The training objective is to maximize the total conditional log-likelihood of the training data:

${\displaystyle {\mathcal {L}}(\lambda )=\sum _{n=1}^{N}\log p(w^{(n)}|\mathbf {o} ^{(n)};\lambda )}$

This objective function can be maximized with general-purpose optimization algorithms such as L-BFGS and Stochastic Gradient Descent (SGD). In either case, it is necessary to calculate the gradient of the conditional log-likelihood of one training example ${\displaystyle ({\hat {\mathbf {o} }},{\hat {w}})}$ w.r.t. the weight vector:

${\displaystyle \nabla _{\lambda }\log p({\hat {w}}|{\hat {\mathbf {o} }};\lambda )=\sum _{\mathbf {s} \in {\hat {w}}}f({\hat {w}},\mathbf {s} ,{\hat {\mathbf {o} }})p(\mathbf {s} |{\hat {w}},{\hat {\mathbf {o} }};\lambda )-\sum _{w,\mathbf {s} \in w}f(w,\mathbf {s} ,{\hat {\mathbf {o} }})p(w,\mathbf {s} |{\hat {\mathbf {o} }};\lambda )}$

and the two conditional probabilities involved can both be calculated with the Forward-Backward algorithm.

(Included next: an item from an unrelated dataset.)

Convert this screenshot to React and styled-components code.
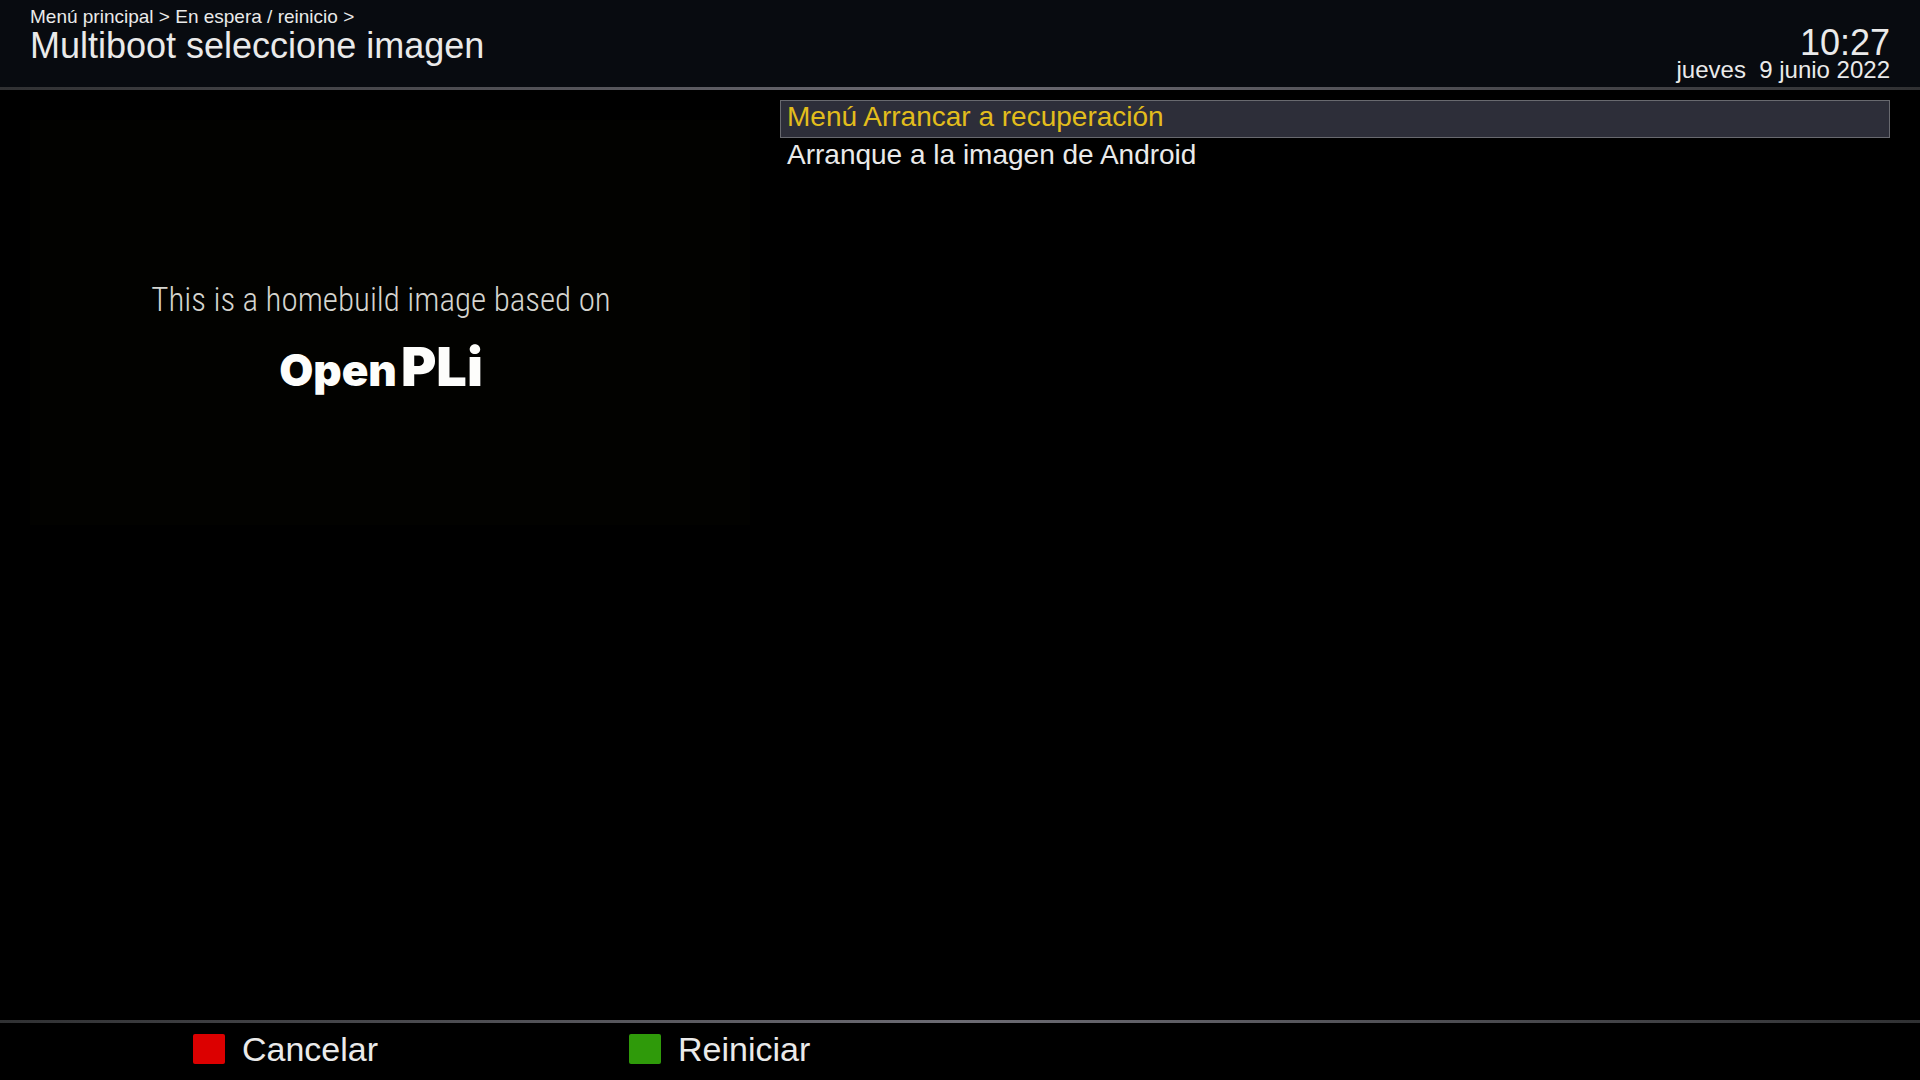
import React, { useState } from 'react';
import styled, { createGlobalStyle } from 'styled-components';

const GlobalStyle = createGlobalStyle`
  * {
    box-sizing: border-box;
  }

  body {
    margin: 0;
    background: #000;
    color: #eaeaea;
    font-family: 'Liberation Sans', Arial, sans-serif;
  }
`;

const Screen = styled.div`
  display: flex;
  flex-direction: column;
  min-height: 100vh;
`;

const Header = styled.header`
  display: flex;
  justify-content: space-between;
  height: 87px;
  padding: 6px 30px 0;
  background: #080b10;
`;

const Divider = styled.div`
  height: 3px;
  background: linear-gradient(to right, #303133, #6c6b73 50%, #303133);
`;

const Breadcrumb = styled.nav`
  font-size: 19px;
  line-height: 22px;
`;

const Title = styled.h1`
  margin: 0;
  font-size: 36px;
  font-weight: 400;
  line-height: 36px;
`;

const Clock = styled.div`
  padding-top: 20px;
  text-align: right;
`;

const Time = styled.div`
  font-size: 36px;
  line-height: 34px;
`;

const Today = styled.div`
  font-size: 24px;
  line-height: 20px;
  white-space: pre;
`;

const Main = styled.main`
  display: flex;
  flex: 1;
  align-items: flex-start;
  gap: 30px;
  padding: 10px 30px;
`;

const Preview = styled.section`
  display: flex;
  flex-direction: column;
  align-items: center;
  justify-content: center;
  width: 720px;
  height: 405px;
  margin-top: 20px;
  padding: 32px 18px 0 0;
  background: #020200;
`;

const Tagline = styled.p`
  margin: 0;
  color: #d4d4cf;
  font-family: 'Roboto Condensed', Roboto, sans-serif;
  font-size: 33px;
  font-weight: 300;
  line-height: 60px;
`;

const Logo = styled.div`
  color: #fdfdfb;
  font-family: Inter, sans-serif;
  font-size: 44px;
  font-weight: 900;
  line-height: 74px;
`;

const LogoBig = styled.span`
  margin-left: 4px;
  font-size: 54px;
`;

const List = styled.ul`
  flex: 1;
  margin: 0;
  padding: 0;
  list-style: none;
`;

const Item = styled.button`
  display: block;
  width: 100%;
  height: 38px;
  padding: 0 6px 4px;
  border: 1px solid ${props => (props.$selected ? '#68696f' : 'transparent')};
  background: ${props => (props.$selected ? '#2d2e39' : 'transparent')};
  color: ${props => (props.$selected ? '#e2bd1c' : 'inherit')};
  font: inherit;
  font-size: 28px;
  line-height: 32px;
  text-align: left;
`;

const Footer = styled.footer`
  display: flex;
  height: 57px;
  padding-left: 193px;
`;

const KeyButton = styled.button`
  display: flex;
  align-items: center;
  gap: 17px;
  width: 436px;
  padding: 0 0 5px;
  border: none;
  background: transparent;
  color: inherit;
  font: inherit;
  font-size: 34px;
`;

const KeyColor = styled.span`
  width: 32px;
  height: 30px;
  border-radius: 2px;
  background: ${props => props.$color};
`;

const images = ['Menú Arrancar a recuperación', 'Arranque a la imagen de Android'];

const App = () => {
  const [selected, setSelected] = useState(0);

  return (
    <Screen>
      <GlobalStyle />
      <Header>
        <div>
          <Breadcrumb>{'Menú principal > En espera / reinicio >'}</Breadcrumb>
          <Title>Multiboot seleccione imagen</Title>
        </div>
        <Clock>
          <Time>10:27</Time>
          <Today>{'jueves  9 junio 2022'}</Today>
        </Clock>
      </Header>
      <Divider />
      <Main>
        <Preview>
          <Tagline>This is a homebuild image based on</Tagline>
          <Logo>
            Open<LogoBig>PLi</LogoBig>
          </Logo>
        </Preview>
        <List>
          {images.map((image, i) => (
            <li key={image}>
              <Item $selected={i === selected} onClick={() => setSelected(i)}>
                {image}
              </Item>
            </li>
          ))}
        </List>
      </Main>
      <Divider />
      <Footer>
        <KeyButton>
          <KeyColor $color="#dc0000" />
          Cancelar
        </KeyButton>
        <KeyButton>
          <KeyColor $color="#2f9a0a" />
          Reiniciar
        </KeyButton>
      </Footer>
    </Screen>
  );
};

export default App;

The Viterbi algorithm for decoding in HMMs can also be used for decoding in HCRFs.

## Experiments

### Dataset

Experiments are conducted on the TIMIT phone classification task. Results are reported on the MIT development test set and the NIST core test set. The training, development and evaluation sets consist of 142,910, 15,334 and 7,333 phones respectively.

### Criterion

The evaluation criterion is the phone classification error rate.

### Involved Systems

Four systems are compared:

• HMM(ML): An HMM trained for maximum likelihood;
• HMM(MMI): An HMM trained discriminatively for maximum mutual information;
• HCRF(L-BFGS): An HCRF trained with L-BFGS;
• HCRF(SGD): An HCRF trained with stochastic gradient descent.

The last three systems use the parameters of the HMM(ML) system as initial parameters for training. GMM models with 10, 20, and 40 mixture components are used for all models.

### Results

HCRFs significantly outperform HMMs on both the development and the evaluation test sets. HCRF(SGD) achieves the lowest error rate.